# DATA PROVIDED
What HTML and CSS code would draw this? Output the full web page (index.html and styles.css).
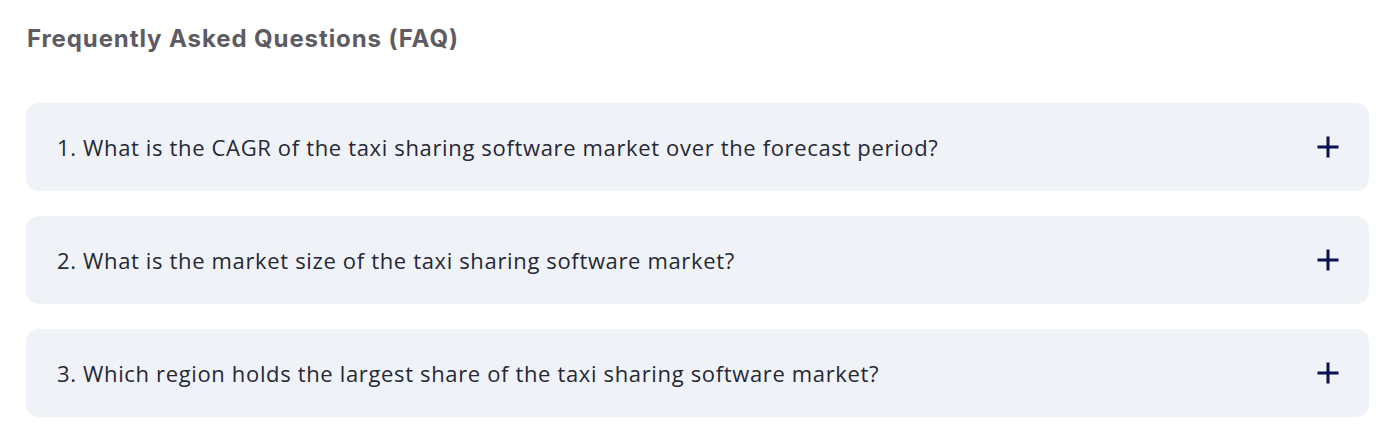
FILE: index.html
```html
<!DOCTYPE html>
<html lang="en">
<head>
<meta charset="utf-8">
<title>FAQ</title>
<link rel="stylesheet" href="styles.css">
</head>
<body>
<section class="faq">
  <h2 class="faq-title">Frequently Asked Questions (FAQ)</h2>
  <div class="faq-list">
    <div class="faq-item">
      <span class="faq-q">1. What is the CAGR of the taxi sharing software market over the forecast period?</span>
      <svg class="faq-icon" width="22" height="22" viewBox="0 0 22 22"><path d="M11 0.5V21.5M0.5 11H21.5" stroke="#0b1150" stroke-width="3"/></svg>
    </div>
    <div class="faq-item">
      <span class="faq-q">2. What is the market size of the taxi sharing software market?</span>
      <svg class="faq-icon" width="22" height="22" viewBox="0 0 22 22"><path d="M11 0.5V21.5M0.5 11H21.5" stroke="#0b1150" stroke-width="3"/></svg>
    </div>
    <div class="faq-item">
      <span class="faq-q">3. Which region holds the largest share of the taxi sharing software market?</span>
      <svg class="faq-icon" width="22" height="22" viewBox="0 0 22 22"><path d="M11 0.5V21.5M0.5 11H21.5" stroke="#0b1150" stroke-width="3"/></svg>
    </div>
  </div>
</section>
</body>
</html>
```
FILE: styles.css
```css
html, body {
  margin: 0;
  padding: 0;
  background: #ffffff;
}
.faq {
  padding: 24px 24px 0 26px;
}
.faq-title {
  margin: 0 0 49px 1px;
  font-family: "Inter", sans-serif;
  font-weight: 700;
  font-size: 24px;
  letter-spacing: 0.9px;
  line-height: 30px;
  color: #5e5b63;
}
.faq-list {
  display: flex;
  flex-direction: column;
  gap: 25px;
}
.faq-item {
  display: flex;
  align-items: center;
  justify-content: space-between;
  height: 88px;
  box-sizing: border-box;
  padding: 0 30px 1px 31px;
  background: #eff2f7;
  border-radius: 13px;
}
.faq-q {
  font-family: "Open Sans", sans-serif;
  font-size: 22px;
  letter-spacing: 0.65px;
  color: #262836;
}
.faq-icon {
  flex: none;
}
```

# WRITTEN INSTRUCTION
Pick out all lines containing the string "What".

# EXERCISE SOLUTION
What HTML and CSS code would draw this? Output the full web page (index.html and styles.css).
      <span class="faq-q">1. What is the CAGR of the taxi sharing software market over the forecast period?</span>
      <span class="faq-q">2. What is the market size of the taxi sharing software market?</span>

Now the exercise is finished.